Uiteraard verdient het aanbeveling, dat de bewoners van het rijtje huizen, waarvan de woningen van partijen onderdeel uitmaken, de bestrijding van de muizen gezamenlijk aanpakken.
Met het voorgaande zijn de vorderingen en de tegenvorderingen voldoende besproken, behalve het gevraagde roddelgebod. Ook dat onderdeel van de tegenvordering is niet voor toewijzing vatbaar. Wellicht had X wat assertiever kunnen zijn in de richting van Familie X zelf, maar van enig kwaadwillig roddelen of ander onrechtmatig handelen is niet gebleken.
Eindoverweging
Op grond van het voorgaande ben ik van oordeel, dat als volgt moet worden beslist.
B E S L I S S I N G
Familie X wordt verplicht om uiterlijk op 31 december 2021 de door haar op haar zolder gehouden vogels, samen met al het in de woning aanwezige vogelvoer, blijvend uit haar woning te verwijderen en verwijderd te houden en verder om haar zoldervloer, evenals de ruimtes daaronder en daarnaast grondig te reinigen van alle daar thans aanwezige voedsel(resten). Ook moeten ze de in deze procedure bedoelde muizengaatjes uiterlijk op die datum hebben gedicht, zoals door deskundige Hulleman aangegeven.

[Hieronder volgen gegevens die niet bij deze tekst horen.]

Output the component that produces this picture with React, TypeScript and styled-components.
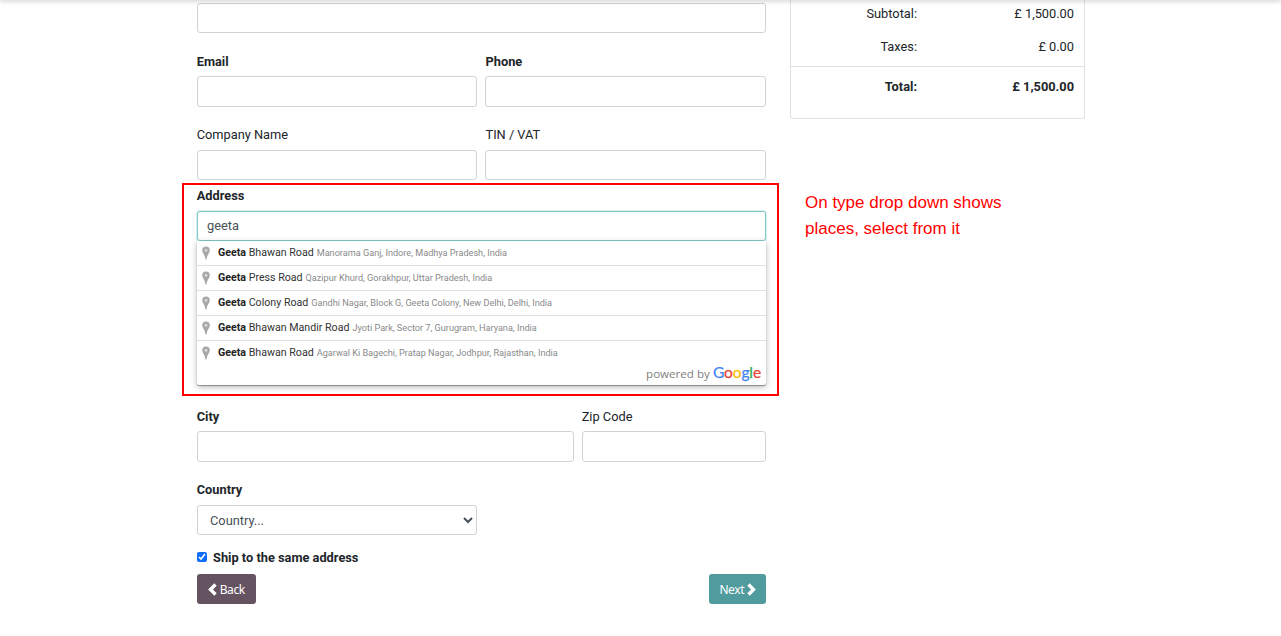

Indien Familie X dat niet, of niet tijdig doet, verbeurt zij van rechtswege (geen aanmaning nodig) aan X een boete van € 100,– per dag dat zij daarmee in gebreke is, tot een maximum van € 20.000,–. De hier bedoelde verplichtingen gelden voor Familie X (man en vrouw) als hoofdelijk.
Het over en weer meer of anders gevorderde wordt afgewezen.
Dit bindend advies is gegeven door mr. F.M. Visser als bindend adviseur en mondeling uitgesproken te Zwijndrecht op 6 oktober 2021.
Deze schriftelijke uitwerking van het bindend advies is ondertekend door mr. Frank Visser als bindend adviseur en H.T. Walstra als secretaris op 18 oktober 2021.